Locate every line in the records below that holds the word "React" and return each one.

**Record extracts:**
* Begin *

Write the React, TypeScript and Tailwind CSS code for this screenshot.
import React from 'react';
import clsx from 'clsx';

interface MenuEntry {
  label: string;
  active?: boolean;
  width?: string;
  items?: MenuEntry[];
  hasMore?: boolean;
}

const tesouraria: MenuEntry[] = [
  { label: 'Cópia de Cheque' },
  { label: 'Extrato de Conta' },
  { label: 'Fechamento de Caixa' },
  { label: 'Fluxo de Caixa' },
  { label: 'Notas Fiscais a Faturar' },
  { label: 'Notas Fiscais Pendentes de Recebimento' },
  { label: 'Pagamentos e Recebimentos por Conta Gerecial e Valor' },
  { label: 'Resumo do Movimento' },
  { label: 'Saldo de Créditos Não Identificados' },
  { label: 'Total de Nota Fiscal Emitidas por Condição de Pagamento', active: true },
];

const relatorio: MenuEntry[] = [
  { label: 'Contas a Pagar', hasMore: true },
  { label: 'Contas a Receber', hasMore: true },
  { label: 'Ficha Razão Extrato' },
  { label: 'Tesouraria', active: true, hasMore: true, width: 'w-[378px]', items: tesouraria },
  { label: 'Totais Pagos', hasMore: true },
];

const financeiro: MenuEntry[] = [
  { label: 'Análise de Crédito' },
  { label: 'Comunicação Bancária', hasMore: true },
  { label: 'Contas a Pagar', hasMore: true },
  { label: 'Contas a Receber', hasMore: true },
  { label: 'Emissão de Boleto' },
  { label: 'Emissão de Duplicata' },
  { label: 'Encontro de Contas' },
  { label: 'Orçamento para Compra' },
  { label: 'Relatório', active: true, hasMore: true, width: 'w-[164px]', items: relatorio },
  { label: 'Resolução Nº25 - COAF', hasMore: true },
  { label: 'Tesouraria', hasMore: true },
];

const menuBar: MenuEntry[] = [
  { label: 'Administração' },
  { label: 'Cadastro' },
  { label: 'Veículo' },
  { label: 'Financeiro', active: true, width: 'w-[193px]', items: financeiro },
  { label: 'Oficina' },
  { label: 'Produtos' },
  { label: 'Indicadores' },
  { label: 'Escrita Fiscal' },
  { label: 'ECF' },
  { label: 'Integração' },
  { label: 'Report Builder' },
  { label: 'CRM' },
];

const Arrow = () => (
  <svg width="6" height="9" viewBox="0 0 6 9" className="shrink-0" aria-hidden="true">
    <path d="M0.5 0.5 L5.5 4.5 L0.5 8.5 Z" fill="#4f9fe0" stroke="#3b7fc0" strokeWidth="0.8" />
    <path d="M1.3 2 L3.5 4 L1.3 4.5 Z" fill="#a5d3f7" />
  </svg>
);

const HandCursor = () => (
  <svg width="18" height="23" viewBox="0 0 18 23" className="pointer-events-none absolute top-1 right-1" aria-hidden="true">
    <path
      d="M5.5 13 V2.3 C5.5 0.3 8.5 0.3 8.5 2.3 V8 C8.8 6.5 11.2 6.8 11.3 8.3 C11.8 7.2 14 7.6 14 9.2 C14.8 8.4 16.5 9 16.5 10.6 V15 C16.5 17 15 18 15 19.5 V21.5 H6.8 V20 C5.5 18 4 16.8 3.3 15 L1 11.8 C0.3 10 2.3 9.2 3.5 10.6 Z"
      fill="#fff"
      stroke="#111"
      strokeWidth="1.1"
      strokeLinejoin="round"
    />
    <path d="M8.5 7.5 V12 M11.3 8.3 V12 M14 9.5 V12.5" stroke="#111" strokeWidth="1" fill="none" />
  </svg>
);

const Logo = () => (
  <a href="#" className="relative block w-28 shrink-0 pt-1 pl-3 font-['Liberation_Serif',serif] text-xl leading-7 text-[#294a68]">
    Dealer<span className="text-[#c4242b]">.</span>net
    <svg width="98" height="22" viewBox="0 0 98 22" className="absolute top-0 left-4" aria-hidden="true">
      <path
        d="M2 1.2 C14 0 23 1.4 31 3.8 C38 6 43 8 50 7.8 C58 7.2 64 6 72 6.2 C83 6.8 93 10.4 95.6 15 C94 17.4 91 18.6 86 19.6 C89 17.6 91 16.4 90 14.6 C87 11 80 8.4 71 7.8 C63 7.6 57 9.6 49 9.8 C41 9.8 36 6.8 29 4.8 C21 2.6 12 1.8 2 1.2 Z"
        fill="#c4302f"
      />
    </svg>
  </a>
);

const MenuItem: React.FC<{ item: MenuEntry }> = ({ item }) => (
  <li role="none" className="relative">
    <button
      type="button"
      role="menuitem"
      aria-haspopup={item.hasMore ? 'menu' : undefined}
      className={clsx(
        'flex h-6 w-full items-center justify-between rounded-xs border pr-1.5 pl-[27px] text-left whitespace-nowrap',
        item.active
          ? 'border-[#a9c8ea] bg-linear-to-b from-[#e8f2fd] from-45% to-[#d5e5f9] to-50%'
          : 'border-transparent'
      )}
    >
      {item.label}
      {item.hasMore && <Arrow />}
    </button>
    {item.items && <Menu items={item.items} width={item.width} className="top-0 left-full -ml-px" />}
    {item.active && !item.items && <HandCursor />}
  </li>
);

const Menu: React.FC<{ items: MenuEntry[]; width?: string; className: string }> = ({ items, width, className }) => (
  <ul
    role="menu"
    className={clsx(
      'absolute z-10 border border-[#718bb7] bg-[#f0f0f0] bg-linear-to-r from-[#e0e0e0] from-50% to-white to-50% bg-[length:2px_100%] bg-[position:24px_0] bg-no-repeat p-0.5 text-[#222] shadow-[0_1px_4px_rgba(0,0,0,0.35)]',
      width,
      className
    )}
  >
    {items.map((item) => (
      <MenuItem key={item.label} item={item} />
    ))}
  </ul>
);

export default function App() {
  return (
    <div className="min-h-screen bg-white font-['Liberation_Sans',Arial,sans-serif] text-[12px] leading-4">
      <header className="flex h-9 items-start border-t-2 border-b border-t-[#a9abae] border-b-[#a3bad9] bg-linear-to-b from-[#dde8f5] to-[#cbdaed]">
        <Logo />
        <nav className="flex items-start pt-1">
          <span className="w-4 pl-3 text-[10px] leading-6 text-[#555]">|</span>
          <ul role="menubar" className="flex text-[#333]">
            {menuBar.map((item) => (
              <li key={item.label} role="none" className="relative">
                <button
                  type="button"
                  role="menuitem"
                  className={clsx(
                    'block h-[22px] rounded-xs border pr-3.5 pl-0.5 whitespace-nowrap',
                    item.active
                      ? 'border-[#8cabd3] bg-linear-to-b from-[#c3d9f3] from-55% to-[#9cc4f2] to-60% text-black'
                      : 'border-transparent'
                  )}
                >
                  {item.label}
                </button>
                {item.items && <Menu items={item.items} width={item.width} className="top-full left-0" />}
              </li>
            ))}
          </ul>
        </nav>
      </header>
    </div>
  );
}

* End *
* Begin *

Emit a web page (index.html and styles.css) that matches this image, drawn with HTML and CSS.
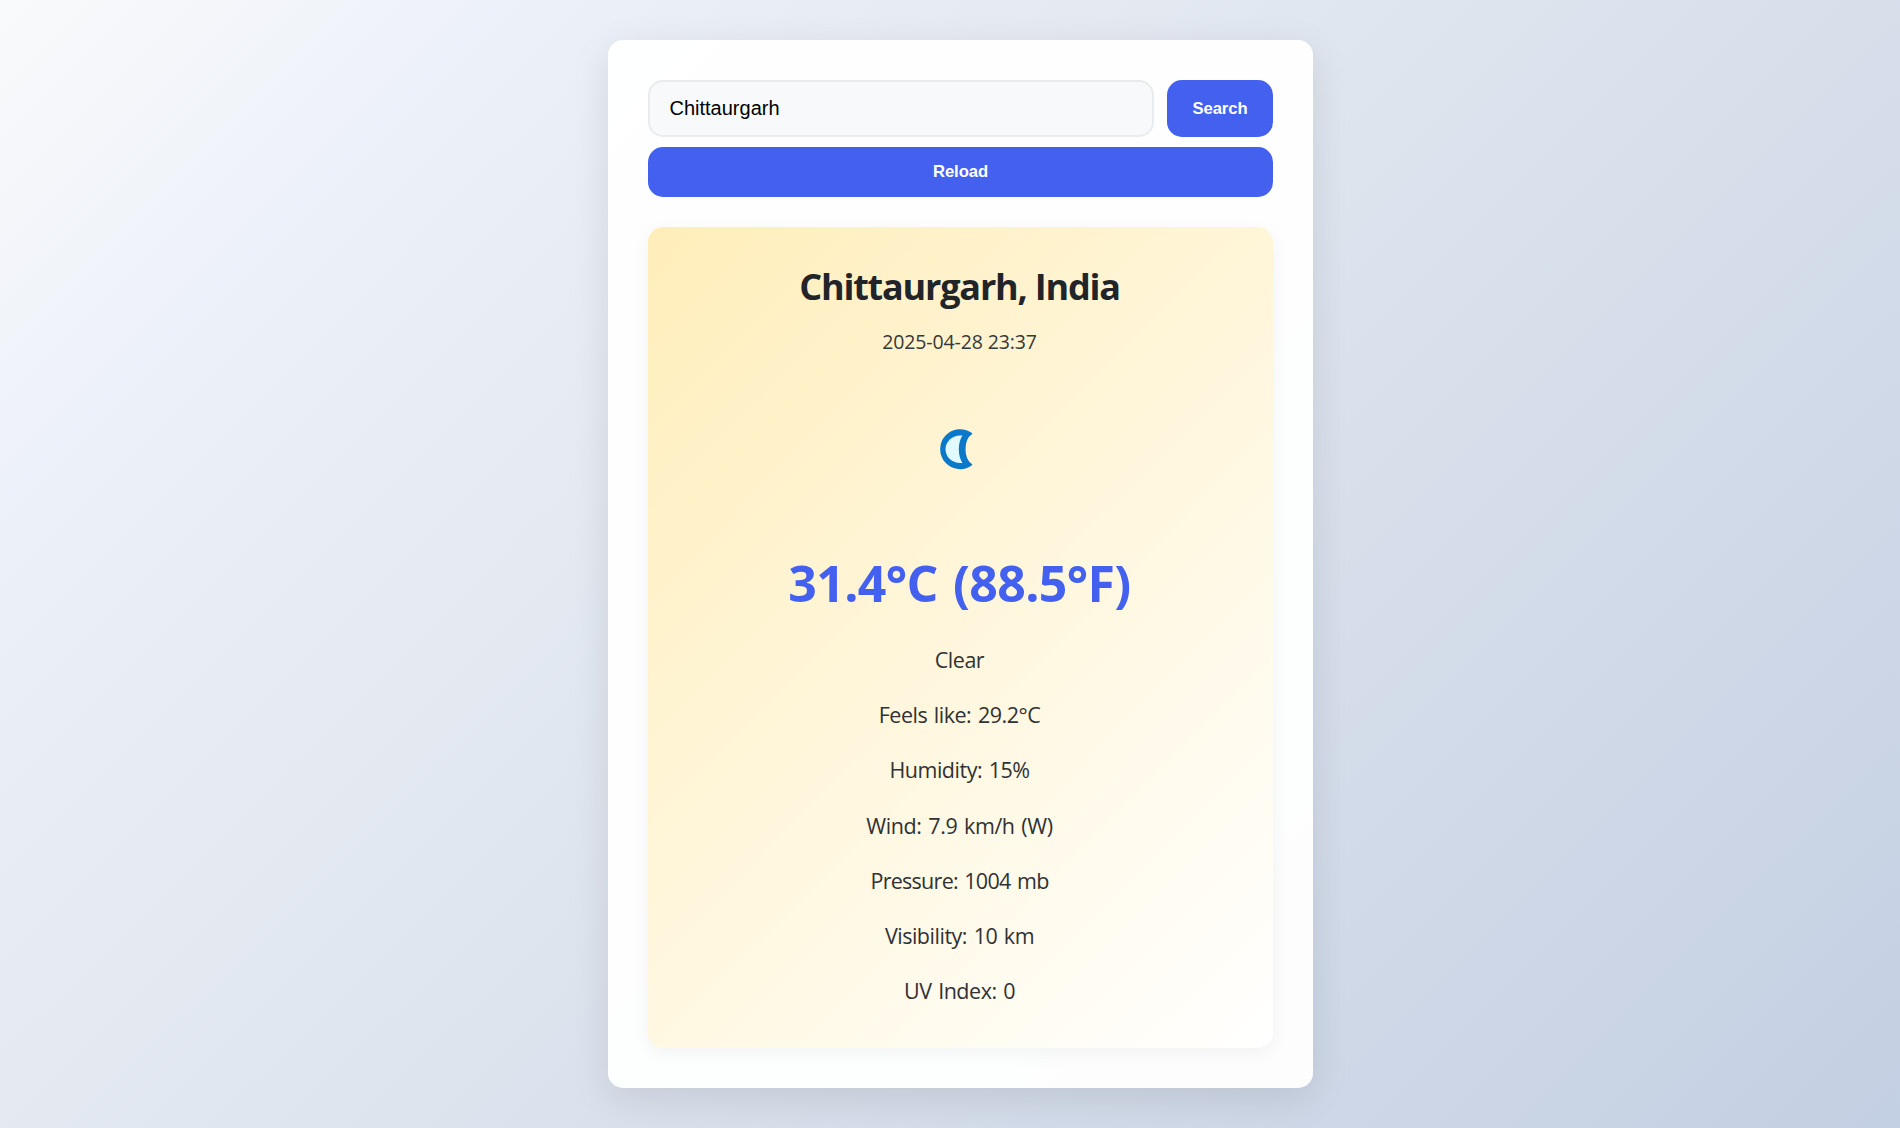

* End *

**Written answer:**
Write the React, TypeScript and Tailwind CSS code for this screenshot.
import React from 'react';
const MenuItem: React.FC<{ item: MenuEntry }> = ({ item }) => (
const Menu: React.FC<{ items: MenuEntry[]; width?: string; className: string }> = ({ items, width, className }) => (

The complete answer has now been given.